__WHAT NEEDS TO BE DONE__:
Pick out and copy every line below that has the word "components".

__STORED DATA__:
^^^^
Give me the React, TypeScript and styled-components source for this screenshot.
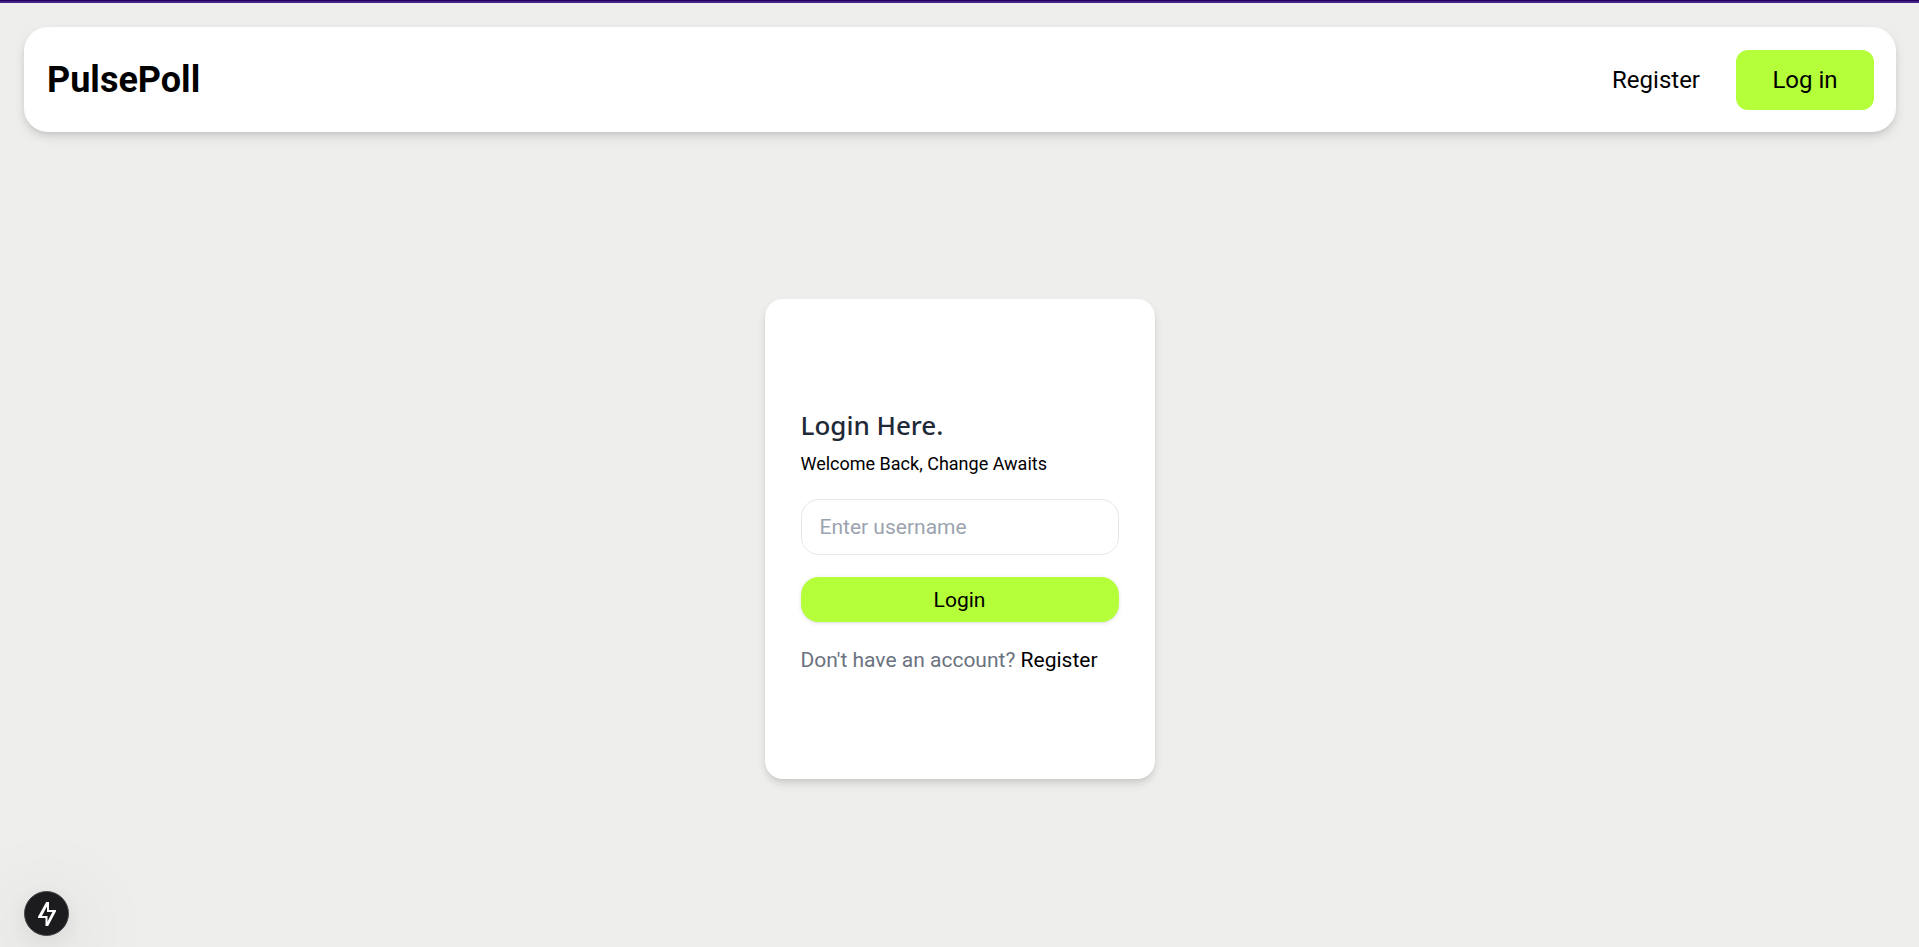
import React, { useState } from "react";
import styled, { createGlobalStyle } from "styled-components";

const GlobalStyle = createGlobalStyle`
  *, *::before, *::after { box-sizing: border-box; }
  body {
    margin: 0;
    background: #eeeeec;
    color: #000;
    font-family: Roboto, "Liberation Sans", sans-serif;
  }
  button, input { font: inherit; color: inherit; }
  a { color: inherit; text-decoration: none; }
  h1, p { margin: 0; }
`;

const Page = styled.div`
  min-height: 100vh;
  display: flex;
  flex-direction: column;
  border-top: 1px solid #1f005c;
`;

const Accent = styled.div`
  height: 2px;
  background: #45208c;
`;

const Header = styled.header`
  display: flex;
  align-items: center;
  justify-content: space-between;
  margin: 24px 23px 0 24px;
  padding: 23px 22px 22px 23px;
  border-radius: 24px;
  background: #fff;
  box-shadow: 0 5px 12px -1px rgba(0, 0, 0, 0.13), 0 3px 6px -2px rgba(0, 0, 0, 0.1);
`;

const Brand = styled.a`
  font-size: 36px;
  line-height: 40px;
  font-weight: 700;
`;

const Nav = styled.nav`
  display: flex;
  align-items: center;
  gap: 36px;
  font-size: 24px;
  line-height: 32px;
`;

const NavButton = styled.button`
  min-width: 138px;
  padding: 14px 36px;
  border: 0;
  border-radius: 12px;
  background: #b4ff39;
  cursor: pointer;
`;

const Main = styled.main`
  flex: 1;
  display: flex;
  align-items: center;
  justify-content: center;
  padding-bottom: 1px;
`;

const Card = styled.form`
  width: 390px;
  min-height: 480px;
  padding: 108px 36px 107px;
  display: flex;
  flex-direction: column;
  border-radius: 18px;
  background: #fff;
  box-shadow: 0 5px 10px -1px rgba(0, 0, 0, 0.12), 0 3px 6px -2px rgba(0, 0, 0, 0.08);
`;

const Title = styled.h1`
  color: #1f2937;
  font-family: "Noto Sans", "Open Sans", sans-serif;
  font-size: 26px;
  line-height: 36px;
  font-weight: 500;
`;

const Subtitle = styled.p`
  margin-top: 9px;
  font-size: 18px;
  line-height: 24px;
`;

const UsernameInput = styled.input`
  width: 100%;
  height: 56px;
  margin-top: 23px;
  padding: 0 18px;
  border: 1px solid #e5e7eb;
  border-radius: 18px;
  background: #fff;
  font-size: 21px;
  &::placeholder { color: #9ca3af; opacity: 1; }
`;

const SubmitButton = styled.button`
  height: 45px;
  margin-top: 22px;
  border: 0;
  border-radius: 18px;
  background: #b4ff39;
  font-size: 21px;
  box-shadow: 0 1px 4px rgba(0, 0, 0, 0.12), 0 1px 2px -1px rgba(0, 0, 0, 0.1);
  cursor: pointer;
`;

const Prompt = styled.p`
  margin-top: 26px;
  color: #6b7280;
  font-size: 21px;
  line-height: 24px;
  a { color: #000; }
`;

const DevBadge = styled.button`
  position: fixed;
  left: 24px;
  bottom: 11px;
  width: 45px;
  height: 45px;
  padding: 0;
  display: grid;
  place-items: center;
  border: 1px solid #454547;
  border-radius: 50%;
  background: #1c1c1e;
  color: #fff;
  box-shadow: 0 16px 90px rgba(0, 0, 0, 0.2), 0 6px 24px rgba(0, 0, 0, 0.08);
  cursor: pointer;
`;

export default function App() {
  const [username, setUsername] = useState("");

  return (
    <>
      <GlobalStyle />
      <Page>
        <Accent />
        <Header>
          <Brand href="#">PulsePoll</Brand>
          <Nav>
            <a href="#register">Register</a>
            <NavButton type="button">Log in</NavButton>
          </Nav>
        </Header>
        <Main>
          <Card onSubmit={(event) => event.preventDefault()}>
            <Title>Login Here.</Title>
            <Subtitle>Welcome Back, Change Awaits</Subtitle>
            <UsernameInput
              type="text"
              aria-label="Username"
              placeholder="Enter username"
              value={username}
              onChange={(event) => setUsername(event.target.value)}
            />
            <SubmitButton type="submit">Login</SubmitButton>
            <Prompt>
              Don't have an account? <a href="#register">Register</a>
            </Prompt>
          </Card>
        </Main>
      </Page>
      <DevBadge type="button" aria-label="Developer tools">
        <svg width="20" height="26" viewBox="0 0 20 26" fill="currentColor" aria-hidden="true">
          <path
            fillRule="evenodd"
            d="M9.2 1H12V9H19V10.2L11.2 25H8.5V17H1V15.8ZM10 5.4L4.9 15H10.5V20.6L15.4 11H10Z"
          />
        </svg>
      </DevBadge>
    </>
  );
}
^^^^
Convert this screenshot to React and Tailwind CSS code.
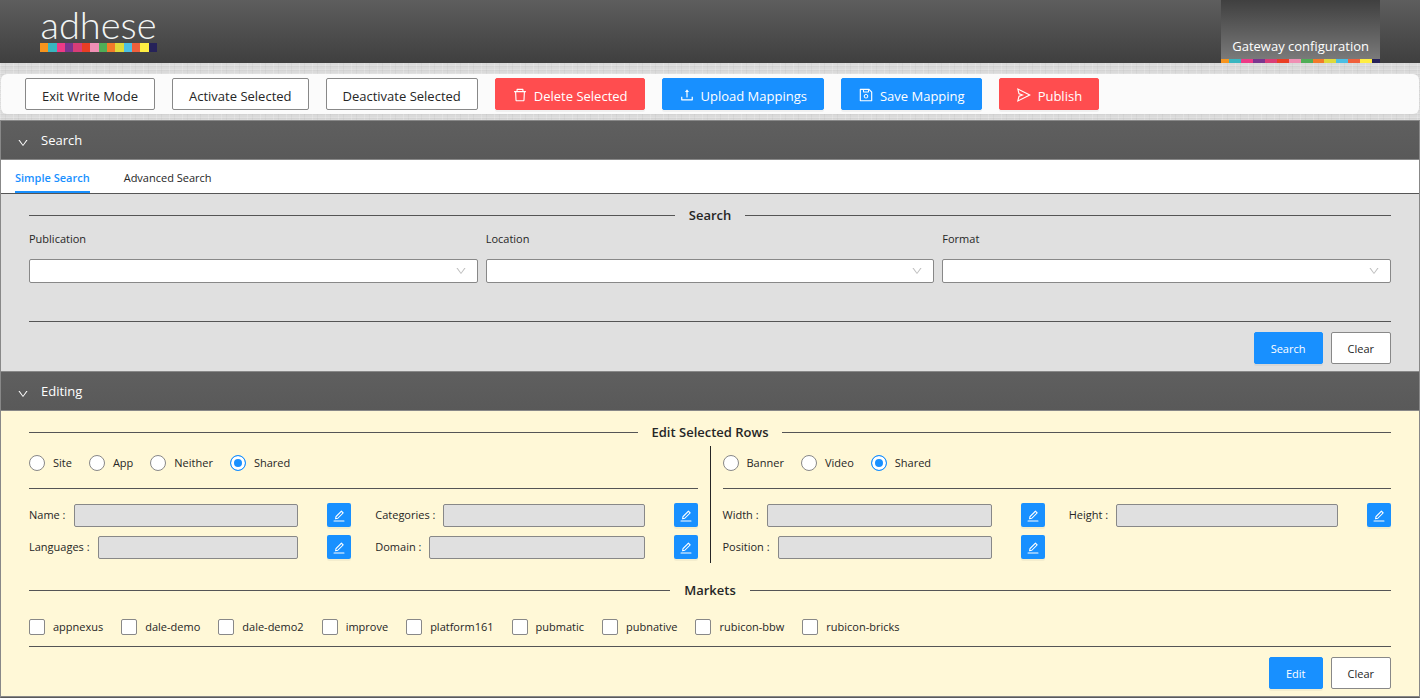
^^^^
__THE RESPONSE__:
Give me the React, TypeScript and styled-components source for this screenshot.
import styled, { createGlobalStyle } from "styled-components";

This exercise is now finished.